Ecco, una PA digitale di questo tipo, frutto di una trasformazione profonda, può rappresentare verso le imprese un motore di cambiamento da più punti di vista:
· come cliente evoluto, capace di richiedere e pretendere servizi ICT di qualità e con requisiti sfidanti per soluzioni innovative che possono rappresentare referenza e punto di riferimento a livello internazionale. Capacità che si esprime sia nella promozione di innovazione e di messa in rete delle migliori esperienze, sia nell’attenzione a processi di procurement pre-commerciale, nella realizzazione del modello dei living labs, nella spinta organica verso un modello che privilegia le proposte di qualità, l’integrazione tra i progetti di innovazione, e si basa su valutazioni economiche globali (su tutti i costi dei servizi interessati);
· come regolatore illuminato, che semplificando le proprie procedure e riorganizzando i propri processi permette alle imprese una riduzione consistente del peso economico della burocrazia e anzi consente di vedere la PA come supporto allo sviluppo delle imprese. In questo senso l’attuazione della PA digitale richiede un modello di sviluppo basato sull’organizzazione per processi e progetti, sulla responsabilizzazione decentrata e allo stesso tempo sulla contrapposizione forte ai fenomeni di corruzione;
· come stimolatore di servizi per il mercato, ad esempio attraverso la disponibilità pubblica di open data e open service, con livelli di apertura e quindi di utilizzo sempre più elevati, come prezioso produttore e curatore di beni comuni utili alla proposizione di offerte e soluzioni innovative, oltre che attrattore di investimenti esteri. Andando oltre, con un’attenzione a non rimanere nel ruolo di chi rende disponibili i dati, ma anzi di chi favorisce il loro utilizzo, attraverso regole tecniche, norme, piattaforme che mettano in condizione anche piccoli operatori di proporre nuovi servizi innovativi;
· come acceleratore del cambiamento culturale necessario, nell’ambito del digitale, sia verso i cittadini sia verso le stesse imprese, grazie ad un passo innovativo nella transizione dei servizi verso il digitale, anche forzando il cambiamento con drastici ma pianificati “switch-off”, allo stesso tempo curando l’alfabetizzazione digitale e lo sviluppo della cultura digitale a livello di cittadini e imprese. In questo modo costruendo le condizioni per la richiesta e l’utilizzo dei servizi digitali, oltre che del commercio elettronico, per un maggior utilizzo e una maggiore consapevolezza della rete, oggi uno dei principali ostacoli allo sviluppo di una nuova competitività italiana. Una carenza di alfabetizzazione digitale che oggi impedisce di fatto ogni progresso significativo sul fronte dei servizi online. Non è un caso che, secondo le rilevazioni sugli indicatori dell’Agenda Digitale Europea, solo il 19% della popolazione italiana usa servizi di e-government (la media europea è del 44%) e solo l’8% utilizzi servizi in cui si richiede la compilazione di moduli (la media europea è del 22%).

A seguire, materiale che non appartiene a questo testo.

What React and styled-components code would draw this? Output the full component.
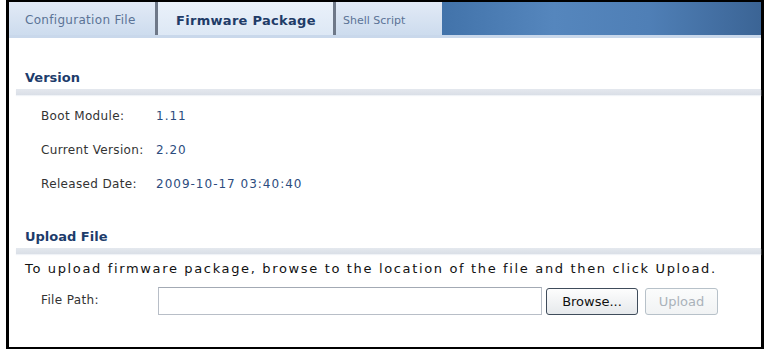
import React from "react";
import styled, { createGlobalStyle } from "styled-components";

const GlobalStyle = createGlobalStyle`
  body {
    margin: 0;
    background: #fff;
    font-family: "DejaVu Sans", Verdana, sans-serif;
  }
`;

const TABS = [
  { label: "Configuration File", width: 146, pad: 16, size: 12, spacing: 0.3, sep: true },
  { label: "Firmware Package", width: 175, pad: 18, size: 13, spacing: 0.3, sep: true, active: true },
  { label: "Shell Script", width: 106, pad: 7, size: 11, spacing: 0 },
];

const VERSION_ROWS = [
  { label: "Boot Module:", value: "1.11" },
  { label: "Current Version:", value: "2.20" },
  { label: "Released Date:", value: "2009-10-17 03:40:40" },
];

const App = () => {
  return (
    <>
      <GlobalStyle />
      <Frame>
        <TabBar>
          {TABS.map((t) => (
            <Tab
              key={t.label}
              $width={t.width}
              $pad={t.pad}
              $size={t.size}
              $spacing={t.spacing}
              $sep={t.sep}
              $active={t.active}
            >
              {t.label}
            </Tab>
          ))}
          <TabFill />
        </TabBar>

        <Section $top={32}>
          <Heading>Version</Heading>
          <Rule />
          <Rows>
            {VERSION_ROWS.map((r) => (
              <Row key={r.label}>
                <Label>{r.label}</Label>
                <Value>{r.value}</Value>
              </Row>
            ))}
          </Rows>
        </Section>

        <Section $top={28}>
          <Heading>Upload File</Heading>
          <Rule />
          <Note>To upload firmware package, browse to the location of the file and then click Upload.</Note>
          <FileRow>
            <Label>File Path:</Label>
            <PathInput type="text" />
            <Button>Browse...</Button>
            <Button disabled>Upload</Button>
          </FileRow>
        </Section>
      </Frame>
    </>
  );
};

export default App;

const Frame = styled.div`
  box-sizing: border-box;
  margin-left: 6px;
  width: 758px;
  height: 349px;
  border: 2px solid #000;
  border-left-width: 3px;
  border-right-width: 3px;
  background: #fff;
`;

const TabBar = styled.div`
  display: flex;
  height: 33px;
  border-bottom: 3px solid #c9d8eb;
`;

const Tab = styled.div`
  box-sizing: border-box;
  width: ${(p) => p.$width + (p.$sep ? 3 : 0)}px;
  padding-left: ${(p) => p.$pad}px;
  display: flex;
  align-items: center;
  padding-top: 3px;
  font-size: ${(p) => p.$size}px;
  letter-spacing: ${(p) => p.$spacing}px;
  font-weight: ${(p) => (p.$active ? "bold" : "normal")};
  color: ${(p) => (p.$active ? "#1f3c68" : "#5b7396")};
  white-space: nowrap;
  background: ${(p) =>
    p.$active
      ? "linear-gradient(#eaf1fa, #dde8f5)"
      : "linear-gradient(#e2eaf6, #cddcee)"};
  border-right: ${(p) => (p.$sep ? "3px solid #6e7888" : "none")};
`;

const TabFill = styled.div`
  flex: 1;
  background: linear-gradient(90deg, #4273aa 0%, #5586bd 35%, #4f7fb6 65%, #3b6495 100%);
`;

const Section = styled.div`
  margin-top: ${(p) => p.$top}px;
  padding-left: 7px;
`;

const Heading = styled.div`
  padding-left: 9px;
  font-size: 13px;
  line-height: 16px;
  font-weight: bold;
  color: #1d3c6b;
`;

const Rule = styled.div`
  margin-top: 3px;
  height: 6px;
  background: linear-gradient(#e4e8ee, #dadfe7);
  box-shadow: 0 1px 1px #f0f3f7;
`;

const Rows = styled.div`
  margin-top: 4px;
`;

const Row = styled.div`
  display: grid;
  grid-template-columns: 115px auto;
  align-items: center;
  height: 34px;
  padding-left: 25px;
`;

const Label = styled.span`
  color: #333;
  font-size: 12px;
  letter-spacing: 0.35px;
`;

const Value = styled.span`
  color: #2c4c7e;
  font-size: 12px;
  letter-spacing: 1px;
`;

const Note = styled.div`
  margin-top: 6px;
  padding-left: 9px;
  font-size: 13px;
  letter-spacing: 1.65px;
  line-height: 18px;
  color: #111;
  white-space: nowrap;
`;

const FileRow = styled.div`
  display: flex;
  align-items: center;
  margin-top: 9px;
  padding-left: 25px;
  & > ${Label} {
    width: 117px;
    margin-top: -3px;
  }
`;

const PathInput = styled.input`
  box-sizing: border-box;
  width: 384px;
  height: 28px;
  margin: 0 4px 0 0;
  border: 1px solid #b8bec7;
  border-top-color: #a3aab4;
  background: #fff;
`;

const Button = styled.button`
  box-sizing: border-box;
  height: 27px;
  margin: 0 7px 0 0;
  padding: 0 10px;
  border-radius: 3px;
  font-family: "DejaVu Sans", Verdana, sans-serif;
  font-size: 13px;
  color: #111;
  border: 1px solid #3f4c5b;
  background: linear-gradient(#fdfdfd, #e6e9ec);
  &:disabled {
    width: 73px;
    color: #aab2ba;
    border-color: #b7c1c9;
    background: linear-gradient(#fbfcfc, #f1f3f4);
  }
  &:not(:disabled) {
    width: 92px;
  }
`;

Una PA digitale, un’amministrazione in grado di effettuare un’evoluzione su tutti questi fronti può produrre cambiamenti significativi su tutta la società italiana.
Innovare significa però, cambiare, nel profondo, i comportamenti e le dinamiche umane. Non è frutto di improvvisazione né di fenomeni spontanei e automatici. È necessario riorganizzare i processi e cambiare le strutture in modo coerente, basarsi su una programmazione degli interventi, avviare una organica gestione del cambiamento senza sottovalutare le condizioni necessarie e i supporti utili per l’effettiva realizzazione. Altrimenti il rischio è che qualsiasi iniziativa di innovazione si riveli inefficace, fermandosi allo stadio di definizione o non vada oltre le soglie della sperimentazione.
Occorre, pertanto, una strategia globale. Se si rimane alla digitalizzazione dell’esistente, alla trasposizione su web delle attuali procedure, nulla di questo potrà realisticamente accadere. Il ragionamento per compartimenti stagni è una delle cause della crisi italiana, e non solo. Per questo è da cambiare il modello.